━━━━━ DATA TO PROCESS ━━━━━

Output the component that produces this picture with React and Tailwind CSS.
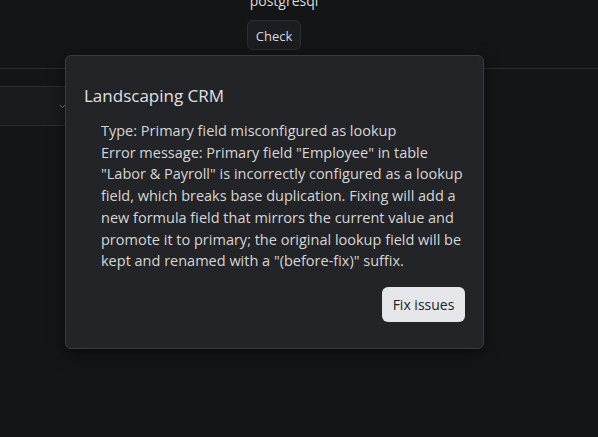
export default function App() {
  const lines = [
    "Type: Primary field misconfigured as lookup",
    'Error message: Primary field "Employee" in table',
    '"Labor & Payroll" is incorrectly configured as a lookup',
    "field, which breaks base duplication. Fixing will add a",
    "new formula field that mirrors the current value and",
    "promote it to primary; the original lookup field will be",
    'kept and renamed with a "(before-fix)" suffix.',
  ];

  return (
    <div
      className="relative w-[598px] h-[437px] overflow-hidden bg-[#141517] text-[#d4d4d4]"
      style={{ fontFamily: '"Open Sans", "Noto Sans", sans-serif' }}
    >
      {/* header with db name */}
      <div className="flex flex-col items-center border-b border-[#2a2b2e] h-[78px] -mt-[9px]">
        <span className="text-[14px] leading-[20px] ml-[-30px] text-[#dcdcdc]">postgresql</span>
        <button className="mt-[9px] ml-[-50px] h-[30px] w-[54px] pt-[3px] rounded-md border border-[#2c2d31] bg-[#1c1d20] text-[13px] text-[#d8d8d8]">
          Check
        </button>
      </div>

      {/* select row behind the dialog */}
      <div className="mt-[17px] flex h-[40px] w-[120px] items-center justify-end border-y border-[#2c2d30] bg-[#1a1b1e] pr-[53px]">
        <svg width="9" height="9" viewBox="0 0 24 24" fill="none" stroke="#8a8b8e" strokeWidth="2.5" strokeLinecap="round">
          <path d="M6 9l6 6 6-6" />
        </svg>
      </div>

      {/* issues popover */}
      <div className="absolute left-[65px] top-[55px] w-[419px] h-[294px] rounded-[6px] border border-[#3a3b3f] bg-[#232427] shadow-[0_4px_16px_rgba(0,0,0,0.5)] pl-[18px] pr-[18px] pt-[29px]">
        <h2 className="text-[17px] leading-[22px] text-[#e0e0e0]">Landscaping CRM</h2>
        <div className="mt-[13px] pl-[17px] text-[14.5px] leading-[21.7px] text-[#d6d6d6]">
          {lines.map((l) => (
            <div key={l} className="whitespace-nowrap">
              {l}
            </div>
          ))}
        </div>
        <div className="mt-[15px] flex justify-end">
          <button className="h-[35px] w-[83px] rounded-md bg-[#e4e6e9] text-[14px] text-[#222326]">
            Fix issues
          </button>
        </div>
      </div>
    </div>
  );
}
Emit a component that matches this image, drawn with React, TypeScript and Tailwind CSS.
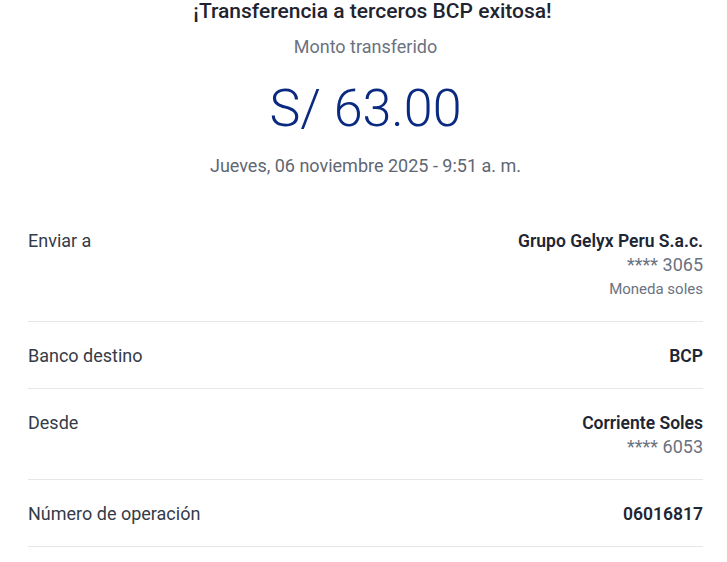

━━━━━

TASK REQUIREMENTS = Reproduce the material word for word, minus the images.

SOLUTION TO THE PROBLEM =
Output the component that produces this picture with React and Tailwind CSS.
export default function App() {
  const lines = [
    "Type: Primary field misconfigured as lookup",
    'Error message: Primary field "Employee" in table',
    '"Labor & Payroll" is incorrectly configured as a lookup',
    "field, which breaks base duplication. Fixing will add a",
    "new formula field that mirrors the current value and",
    "promote it to primary; the original lookup field will be",
    'kept and renamed with a "(before-fix)" suffix.',
  ];

  return (
    <div
      className="relative w-[598px] h-[437px] overflow-hidden bg-[#141517] text-[#d4d4d4]"
      style={{ fontFamily: '"Open Sans", "Noto Sans", sans-serif' }}
    >
      {/* header with db name */}
      <div className="flex flex-col items-center border-b border-[#2a2b2e] h-[78px] -mt-[9px]">
        <span className="text-[14px] leading-[20px] ml-[-30px] text-[#dcdcdc]">postgresql</span>
        <button className="mt-[9px] ml-[-50px] h-[30px] w-[54px] pt-[3px] rounded-md border border-[#2c2d31] bg-[#1c1d20] text-[13px] text-[#d8d8d8]">
          Check
        </button>
      </div>

      {/* select row behind the dialog */}
      <div className="mt-[17px] flex h-[40px] w-[120px] items-center justify-end border-y border-[#2c2d30] bg-[#1a1b1e] pr-[53px]">
        <svg width="9" height="9" viewBox="0 0 24 24" fill="none" stroke="#8a8b8e" strokeWidth="2.5" strokeLinecap="round">
          <path d="M6 9l6 6 6-6" />
        </svg>
      </div>

      {/* issues popover */}
      <div className="absolute left-[65px] top-[55px] w-[419px] h-[294px] rounded-[6px] border border-[#3a3b3f] bg-[#232427] shadow-[0_4px_16px_rgba(0,0,0,0.5)] pl-[18px] pr-[18px] pt-[29px]">
        <h2 className="text-[17px] leading-[22px] text-[#e0e0e0]">Landscaping CRM</h2>
        <div className="mt-[13px] pl-[17px] text-[14.5px] leading-[21.7px] text-[#d6d6d6]">
          {lines.map((l) => (
            <div key={l} className="whitespace-nowrap">
              {l}
            </div>
          ))}
        </div>
        <div className="mt-[15px] flex justify-end">
          <button className="h-[35px] w-[83px] rounded-md bg-[#e4e6e9] text-[14px] text-[#222326]">
            Fix issues
          </button>
        </div>
      </div>
    </div>
  );
}
Emit a component that matches this image, drawn with React, TypeScript and Tailwind CSS.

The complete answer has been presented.